Extracted information.
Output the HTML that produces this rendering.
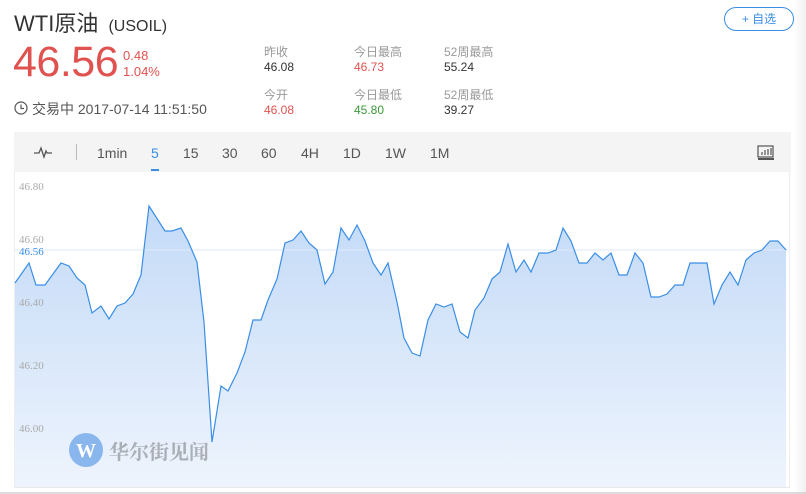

* * *

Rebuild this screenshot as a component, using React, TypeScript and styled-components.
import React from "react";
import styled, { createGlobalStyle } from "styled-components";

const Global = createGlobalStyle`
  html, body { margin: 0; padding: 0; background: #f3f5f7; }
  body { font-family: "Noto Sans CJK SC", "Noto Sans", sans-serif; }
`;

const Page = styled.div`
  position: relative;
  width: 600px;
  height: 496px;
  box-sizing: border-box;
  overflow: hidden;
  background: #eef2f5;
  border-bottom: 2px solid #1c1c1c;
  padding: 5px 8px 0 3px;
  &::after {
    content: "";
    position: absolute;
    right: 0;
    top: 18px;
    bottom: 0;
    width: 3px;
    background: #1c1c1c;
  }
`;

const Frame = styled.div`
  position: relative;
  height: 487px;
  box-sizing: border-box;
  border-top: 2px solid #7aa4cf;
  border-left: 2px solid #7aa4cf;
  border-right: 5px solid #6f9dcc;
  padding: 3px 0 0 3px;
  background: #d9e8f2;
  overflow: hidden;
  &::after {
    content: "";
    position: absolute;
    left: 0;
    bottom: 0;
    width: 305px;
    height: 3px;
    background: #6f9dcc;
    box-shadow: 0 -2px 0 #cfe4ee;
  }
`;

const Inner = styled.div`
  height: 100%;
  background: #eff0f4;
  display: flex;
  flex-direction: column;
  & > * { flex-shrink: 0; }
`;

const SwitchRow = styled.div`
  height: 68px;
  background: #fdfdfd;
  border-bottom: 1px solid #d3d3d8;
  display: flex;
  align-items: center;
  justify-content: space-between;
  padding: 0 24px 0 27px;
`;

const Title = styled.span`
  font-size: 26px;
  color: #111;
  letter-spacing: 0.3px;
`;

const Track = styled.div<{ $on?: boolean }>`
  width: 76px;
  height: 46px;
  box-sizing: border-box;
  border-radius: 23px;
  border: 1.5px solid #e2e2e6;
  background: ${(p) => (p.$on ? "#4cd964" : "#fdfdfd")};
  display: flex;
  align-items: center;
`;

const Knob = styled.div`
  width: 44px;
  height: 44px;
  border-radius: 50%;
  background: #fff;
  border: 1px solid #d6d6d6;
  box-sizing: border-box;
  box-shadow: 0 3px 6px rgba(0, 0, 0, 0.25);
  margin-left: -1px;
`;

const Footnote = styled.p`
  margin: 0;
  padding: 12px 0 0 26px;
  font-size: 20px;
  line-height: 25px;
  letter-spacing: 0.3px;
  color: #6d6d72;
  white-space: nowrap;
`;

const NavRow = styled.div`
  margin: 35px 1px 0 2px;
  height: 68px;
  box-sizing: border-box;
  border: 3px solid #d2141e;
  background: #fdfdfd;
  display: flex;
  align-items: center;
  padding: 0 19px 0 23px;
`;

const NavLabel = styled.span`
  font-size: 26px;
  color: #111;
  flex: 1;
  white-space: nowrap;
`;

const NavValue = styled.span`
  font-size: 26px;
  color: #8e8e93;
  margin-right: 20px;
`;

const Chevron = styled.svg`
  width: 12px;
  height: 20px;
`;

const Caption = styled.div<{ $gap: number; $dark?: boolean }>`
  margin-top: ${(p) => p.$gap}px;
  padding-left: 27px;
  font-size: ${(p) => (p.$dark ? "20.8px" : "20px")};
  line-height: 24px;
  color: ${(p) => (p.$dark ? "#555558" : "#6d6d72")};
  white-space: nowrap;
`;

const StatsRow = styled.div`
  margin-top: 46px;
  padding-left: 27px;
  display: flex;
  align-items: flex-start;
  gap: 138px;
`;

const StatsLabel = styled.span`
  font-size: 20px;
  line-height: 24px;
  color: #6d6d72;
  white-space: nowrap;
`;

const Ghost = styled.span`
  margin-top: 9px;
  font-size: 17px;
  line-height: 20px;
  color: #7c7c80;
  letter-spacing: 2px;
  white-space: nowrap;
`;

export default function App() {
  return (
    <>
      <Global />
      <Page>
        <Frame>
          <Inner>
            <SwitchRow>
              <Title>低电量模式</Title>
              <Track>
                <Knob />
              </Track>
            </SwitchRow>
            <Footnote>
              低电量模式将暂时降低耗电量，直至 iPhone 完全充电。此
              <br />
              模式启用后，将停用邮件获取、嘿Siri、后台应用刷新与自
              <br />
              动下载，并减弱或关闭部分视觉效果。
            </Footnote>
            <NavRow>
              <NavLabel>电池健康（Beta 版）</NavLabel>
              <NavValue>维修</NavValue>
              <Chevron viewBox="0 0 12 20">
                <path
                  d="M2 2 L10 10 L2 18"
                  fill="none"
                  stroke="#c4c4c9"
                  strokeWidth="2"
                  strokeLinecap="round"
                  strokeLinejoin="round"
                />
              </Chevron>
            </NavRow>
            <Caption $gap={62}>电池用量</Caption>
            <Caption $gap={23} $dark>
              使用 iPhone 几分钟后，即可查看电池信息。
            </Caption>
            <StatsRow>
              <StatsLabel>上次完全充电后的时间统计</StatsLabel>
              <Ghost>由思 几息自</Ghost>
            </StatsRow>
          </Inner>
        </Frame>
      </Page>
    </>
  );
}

...

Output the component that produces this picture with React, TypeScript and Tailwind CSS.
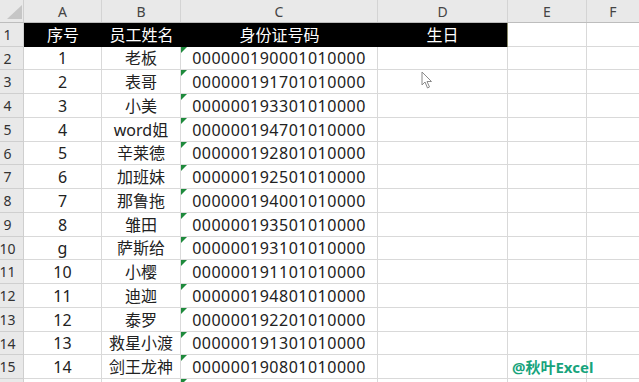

Aim of the task.
Reproduce each line holding the word "produces".

Solution for this exercise.
Output the HTML that produces this rendering.
Output the component that produces this picture with React, TypeScript and Tailwind CSS.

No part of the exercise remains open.